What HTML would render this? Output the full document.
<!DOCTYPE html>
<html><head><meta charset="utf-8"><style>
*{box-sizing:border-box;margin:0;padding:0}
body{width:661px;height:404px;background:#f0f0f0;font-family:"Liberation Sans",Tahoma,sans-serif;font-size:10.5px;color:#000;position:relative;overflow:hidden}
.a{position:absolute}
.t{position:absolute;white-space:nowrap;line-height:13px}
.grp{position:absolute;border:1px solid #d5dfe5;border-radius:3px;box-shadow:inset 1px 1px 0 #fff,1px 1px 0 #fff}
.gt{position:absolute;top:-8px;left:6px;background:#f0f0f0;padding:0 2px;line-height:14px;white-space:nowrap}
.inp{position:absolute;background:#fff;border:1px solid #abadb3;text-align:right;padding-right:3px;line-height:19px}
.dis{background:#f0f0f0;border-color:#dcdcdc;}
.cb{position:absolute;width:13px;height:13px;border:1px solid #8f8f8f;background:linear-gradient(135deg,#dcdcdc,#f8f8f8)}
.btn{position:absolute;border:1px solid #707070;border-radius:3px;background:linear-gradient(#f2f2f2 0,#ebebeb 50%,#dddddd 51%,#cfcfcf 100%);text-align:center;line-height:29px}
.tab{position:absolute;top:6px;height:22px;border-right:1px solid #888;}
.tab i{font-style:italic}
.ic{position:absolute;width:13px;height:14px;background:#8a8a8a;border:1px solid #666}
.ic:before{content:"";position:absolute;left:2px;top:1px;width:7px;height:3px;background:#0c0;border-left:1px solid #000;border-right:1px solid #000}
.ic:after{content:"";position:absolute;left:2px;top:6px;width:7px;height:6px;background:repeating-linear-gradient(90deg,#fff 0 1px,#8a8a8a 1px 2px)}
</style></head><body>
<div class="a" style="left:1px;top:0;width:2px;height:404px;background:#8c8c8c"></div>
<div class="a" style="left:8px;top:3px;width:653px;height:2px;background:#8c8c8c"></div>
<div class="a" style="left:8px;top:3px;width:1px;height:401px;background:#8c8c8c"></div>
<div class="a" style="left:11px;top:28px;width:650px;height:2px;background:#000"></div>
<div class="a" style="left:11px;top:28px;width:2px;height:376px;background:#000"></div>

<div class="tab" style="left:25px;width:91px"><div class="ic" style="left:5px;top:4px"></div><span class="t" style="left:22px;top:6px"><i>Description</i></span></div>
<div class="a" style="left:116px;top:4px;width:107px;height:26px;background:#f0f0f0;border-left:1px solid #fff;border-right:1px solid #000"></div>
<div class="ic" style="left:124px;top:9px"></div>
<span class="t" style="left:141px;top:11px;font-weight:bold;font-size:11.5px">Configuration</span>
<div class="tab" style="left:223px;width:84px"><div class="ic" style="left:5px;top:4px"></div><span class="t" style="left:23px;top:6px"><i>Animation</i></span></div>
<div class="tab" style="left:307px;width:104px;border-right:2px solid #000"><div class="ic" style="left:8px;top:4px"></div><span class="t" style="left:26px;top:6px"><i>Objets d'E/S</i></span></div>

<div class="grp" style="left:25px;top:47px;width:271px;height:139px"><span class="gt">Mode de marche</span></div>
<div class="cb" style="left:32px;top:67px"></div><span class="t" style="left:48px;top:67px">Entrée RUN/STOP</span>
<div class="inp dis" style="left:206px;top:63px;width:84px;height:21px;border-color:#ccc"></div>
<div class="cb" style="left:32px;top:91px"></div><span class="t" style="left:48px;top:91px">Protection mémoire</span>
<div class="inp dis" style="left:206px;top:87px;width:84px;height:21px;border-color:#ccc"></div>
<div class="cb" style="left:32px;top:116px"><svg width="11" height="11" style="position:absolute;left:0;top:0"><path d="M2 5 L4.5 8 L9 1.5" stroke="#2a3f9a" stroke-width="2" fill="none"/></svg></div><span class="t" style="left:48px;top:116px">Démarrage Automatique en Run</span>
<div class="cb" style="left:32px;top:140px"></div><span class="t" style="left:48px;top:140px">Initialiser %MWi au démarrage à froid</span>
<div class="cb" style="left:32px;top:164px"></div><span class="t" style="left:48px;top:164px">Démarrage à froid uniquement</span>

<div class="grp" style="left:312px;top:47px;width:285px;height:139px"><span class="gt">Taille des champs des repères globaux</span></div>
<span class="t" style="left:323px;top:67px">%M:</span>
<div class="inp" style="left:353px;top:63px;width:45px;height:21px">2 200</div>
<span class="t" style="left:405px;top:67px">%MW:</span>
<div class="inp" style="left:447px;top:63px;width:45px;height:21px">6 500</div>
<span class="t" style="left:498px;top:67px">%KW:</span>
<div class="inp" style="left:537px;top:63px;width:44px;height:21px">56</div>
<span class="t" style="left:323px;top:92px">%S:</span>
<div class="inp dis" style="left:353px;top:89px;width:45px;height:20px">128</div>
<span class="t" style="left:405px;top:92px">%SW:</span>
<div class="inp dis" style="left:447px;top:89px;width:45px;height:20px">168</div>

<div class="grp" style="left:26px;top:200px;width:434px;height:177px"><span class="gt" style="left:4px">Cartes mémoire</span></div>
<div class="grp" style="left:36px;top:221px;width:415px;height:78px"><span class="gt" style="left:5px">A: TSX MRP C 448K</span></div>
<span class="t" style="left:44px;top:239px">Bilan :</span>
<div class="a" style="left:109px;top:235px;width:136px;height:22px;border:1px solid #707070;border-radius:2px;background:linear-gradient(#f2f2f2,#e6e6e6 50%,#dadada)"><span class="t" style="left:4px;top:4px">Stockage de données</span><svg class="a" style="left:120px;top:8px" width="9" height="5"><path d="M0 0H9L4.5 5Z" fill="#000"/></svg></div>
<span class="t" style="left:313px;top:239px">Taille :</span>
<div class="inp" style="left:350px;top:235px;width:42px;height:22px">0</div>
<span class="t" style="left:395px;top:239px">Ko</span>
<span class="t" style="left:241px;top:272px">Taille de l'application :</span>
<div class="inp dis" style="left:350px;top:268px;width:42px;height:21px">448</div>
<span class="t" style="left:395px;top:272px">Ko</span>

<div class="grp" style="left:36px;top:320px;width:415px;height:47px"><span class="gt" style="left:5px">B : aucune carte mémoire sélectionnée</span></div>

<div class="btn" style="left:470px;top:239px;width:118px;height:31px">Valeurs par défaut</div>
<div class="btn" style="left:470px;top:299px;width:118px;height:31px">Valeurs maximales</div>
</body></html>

● ● ● ●

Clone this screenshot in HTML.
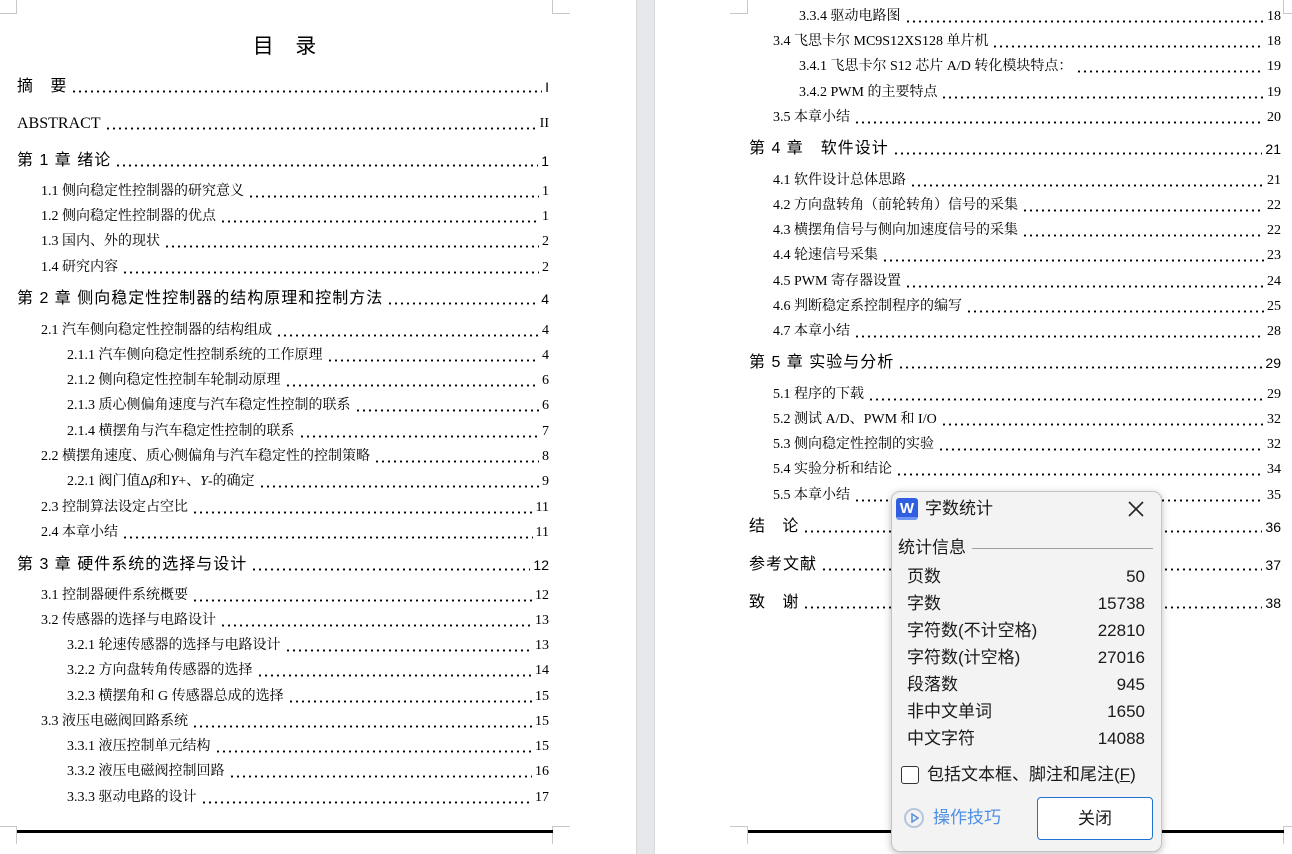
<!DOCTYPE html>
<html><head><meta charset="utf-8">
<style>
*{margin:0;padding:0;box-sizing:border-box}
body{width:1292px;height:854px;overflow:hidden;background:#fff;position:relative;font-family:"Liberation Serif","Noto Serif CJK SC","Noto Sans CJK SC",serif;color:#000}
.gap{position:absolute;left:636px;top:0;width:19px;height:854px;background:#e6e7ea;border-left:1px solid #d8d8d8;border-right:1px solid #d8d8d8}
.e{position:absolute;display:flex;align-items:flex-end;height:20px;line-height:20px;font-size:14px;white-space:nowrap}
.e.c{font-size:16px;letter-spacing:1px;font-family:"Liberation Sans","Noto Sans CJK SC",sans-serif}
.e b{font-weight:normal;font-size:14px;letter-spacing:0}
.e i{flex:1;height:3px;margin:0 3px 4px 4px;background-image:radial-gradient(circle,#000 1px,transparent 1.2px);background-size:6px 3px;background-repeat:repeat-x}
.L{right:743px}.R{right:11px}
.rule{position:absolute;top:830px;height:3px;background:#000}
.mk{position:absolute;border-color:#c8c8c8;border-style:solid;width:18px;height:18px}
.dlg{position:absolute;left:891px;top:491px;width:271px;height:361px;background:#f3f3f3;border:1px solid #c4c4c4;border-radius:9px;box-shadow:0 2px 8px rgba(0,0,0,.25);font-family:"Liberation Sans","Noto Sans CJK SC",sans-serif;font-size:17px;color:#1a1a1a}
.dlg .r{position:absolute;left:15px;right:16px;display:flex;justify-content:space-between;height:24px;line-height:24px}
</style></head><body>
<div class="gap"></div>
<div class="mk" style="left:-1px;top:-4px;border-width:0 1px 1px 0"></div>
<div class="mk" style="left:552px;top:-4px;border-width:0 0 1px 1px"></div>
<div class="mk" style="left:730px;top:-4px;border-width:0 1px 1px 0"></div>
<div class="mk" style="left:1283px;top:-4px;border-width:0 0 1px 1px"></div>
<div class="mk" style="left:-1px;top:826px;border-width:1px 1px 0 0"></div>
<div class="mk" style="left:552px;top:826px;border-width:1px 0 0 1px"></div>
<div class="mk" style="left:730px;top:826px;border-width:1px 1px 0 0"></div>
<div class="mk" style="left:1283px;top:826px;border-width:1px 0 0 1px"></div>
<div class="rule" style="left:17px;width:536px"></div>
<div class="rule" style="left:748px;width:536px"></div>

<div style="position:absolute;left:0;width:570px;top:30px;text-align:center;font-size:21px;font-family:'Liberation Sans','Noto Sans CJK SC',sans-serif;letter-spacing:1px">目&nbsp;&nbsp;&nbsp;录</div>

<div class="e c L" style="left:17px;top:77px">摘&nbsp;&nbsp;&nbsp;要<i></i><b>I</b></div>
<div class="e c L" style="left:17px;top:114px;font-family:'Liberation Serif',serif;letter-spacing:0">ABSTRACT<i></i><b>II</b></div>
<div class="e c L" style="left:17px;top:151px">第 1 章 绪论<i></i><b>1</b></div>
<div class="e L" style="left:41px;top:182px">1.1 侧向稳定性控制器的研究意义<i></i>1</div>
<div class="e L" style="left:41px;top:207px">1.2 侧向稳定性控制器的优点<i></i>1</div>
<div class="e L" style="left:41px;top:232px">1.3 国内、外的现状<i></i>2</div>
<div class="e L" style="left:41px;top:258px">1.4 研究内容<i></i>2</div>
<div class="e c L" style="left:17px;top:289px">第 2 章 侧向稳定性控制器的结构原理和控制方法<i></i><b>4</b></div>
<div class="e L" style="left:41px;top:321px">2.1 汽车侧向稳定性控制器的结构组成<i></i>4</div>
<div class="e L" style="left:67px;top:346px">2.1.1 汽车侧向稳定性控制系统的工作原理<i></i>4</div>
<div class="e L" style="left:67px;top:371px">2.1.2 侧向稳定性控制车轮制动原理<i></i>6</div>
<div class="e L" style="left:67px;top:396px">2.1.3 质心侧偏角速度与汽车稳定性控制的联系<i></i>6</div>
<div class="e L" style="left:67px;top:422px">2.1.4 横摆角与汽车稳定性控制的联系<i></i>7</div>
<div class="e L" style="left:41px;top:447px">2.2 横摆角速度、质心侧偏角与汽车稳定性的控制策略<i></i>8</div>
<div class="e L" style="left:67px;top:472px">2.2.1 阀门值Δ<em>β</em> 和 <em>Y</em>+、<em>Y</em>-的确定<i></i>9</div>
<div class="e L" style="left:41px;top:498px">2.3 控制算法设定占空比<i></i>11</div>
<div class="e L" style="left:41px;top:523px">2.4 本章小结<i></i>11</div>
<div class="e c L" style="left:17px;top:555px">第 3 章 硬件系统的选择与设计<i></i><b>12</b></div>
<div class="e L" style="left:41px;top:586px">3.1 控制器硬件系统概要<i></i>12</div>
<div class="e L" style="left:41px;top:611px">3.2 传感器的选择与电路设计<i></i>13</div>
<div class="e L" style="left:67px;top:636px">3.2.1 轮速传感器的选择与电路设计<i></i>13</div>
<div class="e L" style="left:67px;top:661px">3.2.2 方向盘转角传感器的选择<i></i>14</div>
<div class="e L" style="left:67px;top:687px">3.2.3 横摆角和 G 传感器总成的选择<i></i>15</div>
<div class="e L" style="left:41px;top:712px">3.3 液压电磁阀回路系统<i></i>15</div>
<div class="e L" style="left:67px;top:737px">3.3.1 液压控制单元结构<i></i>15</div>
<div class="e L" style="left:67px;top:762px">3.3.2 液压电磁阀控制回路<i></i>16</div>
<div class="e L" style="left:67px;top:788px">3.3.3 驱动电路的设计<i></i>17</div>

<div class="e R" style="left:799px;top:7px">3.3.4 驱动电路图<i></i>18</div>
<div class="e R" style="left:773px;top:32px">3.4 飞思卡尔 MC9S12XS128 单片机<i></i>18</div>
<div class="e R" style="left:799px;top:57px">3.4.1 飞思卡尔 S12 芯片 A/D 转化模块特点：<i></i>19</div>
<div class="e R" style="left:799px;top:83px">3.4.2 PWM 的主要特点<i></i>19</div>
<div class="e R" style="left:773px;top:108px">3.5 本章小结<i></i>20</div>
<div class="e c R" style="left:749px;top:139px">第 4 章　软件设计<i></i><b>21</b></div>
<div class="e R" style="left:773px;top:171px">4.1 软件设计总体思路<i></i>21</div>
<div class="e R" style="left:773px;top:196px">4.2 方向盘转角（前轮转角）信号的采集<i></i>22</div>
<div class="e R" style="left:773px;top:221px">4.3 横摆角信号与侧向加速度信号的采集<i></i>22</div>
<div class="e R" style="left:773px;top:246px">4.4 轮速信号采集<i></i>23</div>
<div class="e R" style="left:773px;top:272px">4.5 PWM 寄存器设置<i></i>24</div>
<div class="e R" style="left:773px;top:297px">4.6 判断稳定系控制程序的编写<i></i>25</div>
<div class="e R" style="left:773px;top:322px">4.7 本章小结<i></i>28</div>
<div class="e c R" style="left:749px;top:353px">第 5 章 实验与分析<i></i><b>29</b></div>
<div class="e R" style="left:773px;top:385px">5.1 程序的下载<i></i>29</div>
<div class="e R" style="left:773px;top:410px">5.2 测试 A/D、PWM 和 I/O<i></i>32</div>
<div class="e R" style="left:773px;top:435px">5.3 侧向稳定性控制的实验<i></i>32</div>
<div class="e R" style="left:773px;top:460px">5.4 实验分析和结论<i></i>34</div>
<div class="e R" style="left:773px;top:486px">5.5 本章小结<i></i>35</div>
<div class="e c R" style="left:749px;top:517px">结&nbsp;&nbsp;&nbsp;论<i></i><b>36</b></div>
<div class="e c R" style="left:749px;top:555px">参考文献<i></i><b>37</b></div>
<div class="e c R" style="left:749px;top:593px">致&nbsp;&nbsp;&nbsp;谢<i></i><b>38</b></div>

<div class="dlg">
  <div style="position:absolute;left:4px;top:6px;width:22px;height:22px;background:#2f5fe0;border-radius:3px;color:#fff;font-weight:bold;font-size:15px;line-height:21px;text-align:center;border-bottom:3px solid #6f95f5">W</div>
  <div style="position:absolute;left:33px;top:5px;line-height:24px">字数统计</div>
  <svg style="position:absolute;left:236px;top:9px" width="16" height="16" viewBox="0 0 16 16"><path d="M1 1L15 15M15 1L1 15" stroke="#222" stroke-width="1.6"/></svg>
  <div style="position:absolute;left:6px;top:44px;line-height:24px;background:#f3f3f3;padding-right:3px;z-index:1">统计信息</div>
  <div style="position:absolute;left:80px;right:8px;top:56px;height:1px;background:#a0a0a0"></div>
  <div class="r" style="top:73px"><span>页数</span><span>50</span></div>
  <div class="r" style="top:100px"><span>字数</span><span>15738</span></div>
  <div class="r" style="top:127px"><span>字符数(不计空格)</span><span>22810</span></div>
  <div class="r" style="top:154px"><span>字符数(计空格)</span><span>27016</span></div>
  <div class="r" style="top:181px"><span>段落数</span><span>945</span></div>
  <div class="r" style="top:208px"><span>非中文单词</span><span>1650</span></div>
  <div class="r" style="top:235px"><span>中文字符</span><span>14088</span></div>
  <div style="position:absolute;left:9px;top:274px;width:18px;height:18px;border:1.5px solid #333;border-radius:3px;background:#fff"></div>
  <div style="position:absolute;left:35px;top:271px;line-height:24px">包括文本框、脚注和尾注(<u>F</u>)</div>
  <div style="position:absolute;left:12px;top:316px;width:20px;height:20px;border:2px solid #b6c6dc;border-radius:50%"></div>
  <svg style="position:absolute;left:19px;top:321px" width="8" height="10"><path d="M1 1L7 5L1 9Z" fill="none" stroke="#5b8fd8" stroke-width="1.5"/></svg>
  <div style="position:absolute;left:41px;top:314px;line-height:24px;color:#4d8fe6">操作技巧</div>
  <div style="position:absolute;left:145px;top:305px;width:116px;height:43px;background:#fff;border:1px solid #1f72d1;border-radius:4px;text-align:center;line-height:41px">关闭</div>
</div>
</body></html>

● ● ● ●

● **Given instruction**:
Go through the records and pull out each line that includes the word "this".

● **Written response**:
What HTML would render this? Output the full document.
Clone this screenshot in HTML.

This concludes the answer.